Join the first Max Weber Lecture of the year with Professor Moritz Mihatsch (University of Cambridge).
Sovereignty is once again at the forefront of international debate, as a result of conflict in Ukraine, the Middle East, but also due to the re-election of Donald Trump. However, in public debate the concept is badly understood and often invoked as an empty signifier. Traditional conceptions of sovereignty are both ahistorical, in the sense that they do not incorporate an understanding of historical change, and impractical, in the sense that actual manifestations of sovereignty are in contradiction to these conceptions. That makes the concept unwieldy for historians. The talk proposes an approach to sovereignty which starts from these practical manifestations and incorporates change. Taking a global-history perspective and centring Africa, the Middle East, and Asia, it destabilises overly neat theoretical notions of the concept. It shows that, in practice, sovereignty is far from absolute, perpetual, indivisible, or supreme; rather it is fuzzy, compromised, fragmented, and layered. Moreover, the talk suggest that sovereignty should not be understood as a characteristic of individual states, but embedded in 'sovereignty regimes', meaning frameworks of legitimation enforced through mutual recognition. These regimes are created and managed by more or less institutionalised structures which embody 'system sovereignty'. Sovereignty regimes and system sovereignty are, like sovereignty itself, continuously changing and contingent.
About the Speaker:
Moritz A. Mihatsch is a global historian interested in nationalism, self-determination, and sovereignty.

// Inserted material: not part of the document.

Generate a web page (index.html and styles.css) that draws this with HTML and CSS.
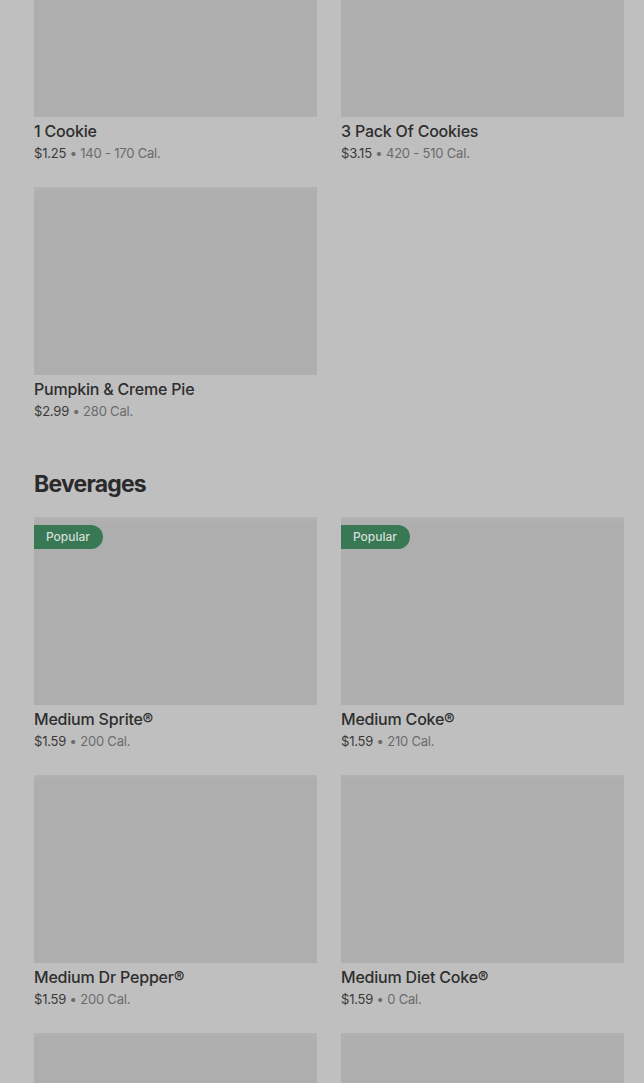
FILE: index.html
```html
<!DOCTYPE html>
<html lang="en">
<head>
<meta charset="utf-8" />
<meta name="viewport" content="width=device-width, initial-scale=1" />
<title>Menu</title>
<link rel="stylesheet" href="styles.css">
</head>
<body>
<div class="menu">
  <!-- Desserts (Fortsetzung) -->
  <section class="section">
    <div class="grid">
      <article class="item">
        <div class="thumb"></div>
        <div class="name">1 Cookie</div>
        <div class="meta"><span class="price">$1.25</span> • 140 - 170 Cal.</div>
      </article>
      <article class="item">
        <div class="thumb"></div>
        <div class="name">3 Pack Of Cookies</div>
        <div class="meta"><span class="price">$3.15</span> • 420 - 510 Cal.</div>
      </article>
      <article class="item">
        <div class="thumb"></div>
        <div class="name">Pumpkin &amp; Creme Pie</div>
        <div class="meta"><span class="price">$2.99</span> • 280 Cal.</div>
      </article>
    </div>
  </section>

  <!-- Beverages -->
  <section class="section">
    <h2 class="section-title">Beverages</h2>
    <div class="grid">
      <article class="item">
        <div class="thumb"><span class="badge">Popular</span></div>
        <div class="name">Medium Sprite®</div>
        <div class="meta"><span class="price">$1.59</span> • 200 Cal.</div>
      </article>
      <article class="item">
        <div class="thumb"><span class="badge">Popular</span></div>
        <div class="name">Medium Coke®</div>
        <div class="meta"><span class="price">$1.59</span> • 210 Cal.</div>
      </article>
      <article class="item">
        <div class="thumb"></div>
        <div class="name">Medium Dr Pepper®</div>
        <div class="meta"><span class="price">$1.59</span> • 200 Cal.</div>
      </article>
      <article class="item">
        <div class="thumb"></div>
        <div class="name">Medium Diet Coke®</div>
        <div class="meta"><span class="price">$1.59</span> • 0 Cal.</div>
      </article>
      <!-- nächste Reihe, nur angeschnitten sichtbar -->
      <article class="item">
        <div class="thumb"></div>
      </article>
      <article class="item">
        <div class="thumb"></div>
      </article>
    </div>
  </section>
</div>
</body>
</html>
```

FILE: styles.css
```css
:root{--bg:#bfbfbf;--thumb:#aeaeae;--ink:#2e2e2e;--muted:#6b6b6b;--green:#397855}
html,body{margin:0;background:var(--bg);color:var(--ink);font-family:Inter,"Noto Sans",Arial,sans-serif;overflow:hidden}

/* Seite ist gescrollt: erstes Bild ragt oben raus */
.menu{margin-top:-71px;padding:0 20px 0 34px}

.section + .section{margin-top:23px}
.section-title{margin:0 0 17px;font-size:23px;line-height:32px;font-weight:700;letter-spacing:-0.8px;color:#2a2a2a}

/* 2 Spalten */
.grid{display:grid;grid-template-columns:283px 283px;column-gap:24px}
.item{padding-bottom:24px}
.thumb{position:relative;height:188px;background:linear-gradient(180deg,#b3b3b3 0,#aeaeae 6px);background-color:var(--thumb)}
.name{margin-top:3px;font-size:16px;line-height:22px;font-weight:500;letter-spacing:-0.2px}
.meta{margin-top:1px;font-size:13px;line-height:20px;color:var(--muted);letter-spacing:-0.2px}
.meta .price{color:#3a3a3a}

/* Badge oben links am Bild */
.badge{position:absolute;top:8px;left:0;height:24px;line-height:24px;padding:0 13px 0 12px;border-radius:0 12px 12px 0;background:var(--green);color:#d3ded8;font-size:12px;font-weight:500}
```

He is currently a lecturer for world history at the History Faculty of the University of Cambridge. He wrote his D.Phil. dissertation at the University of Oxford on political parties and the concept of nation in Sudan in the 1950s and 1960s. He is in process of completing a global history of sovereignty which will come out in January 2025. His latest research focusses on decolonisation and epistemologies of global history at UNESCO.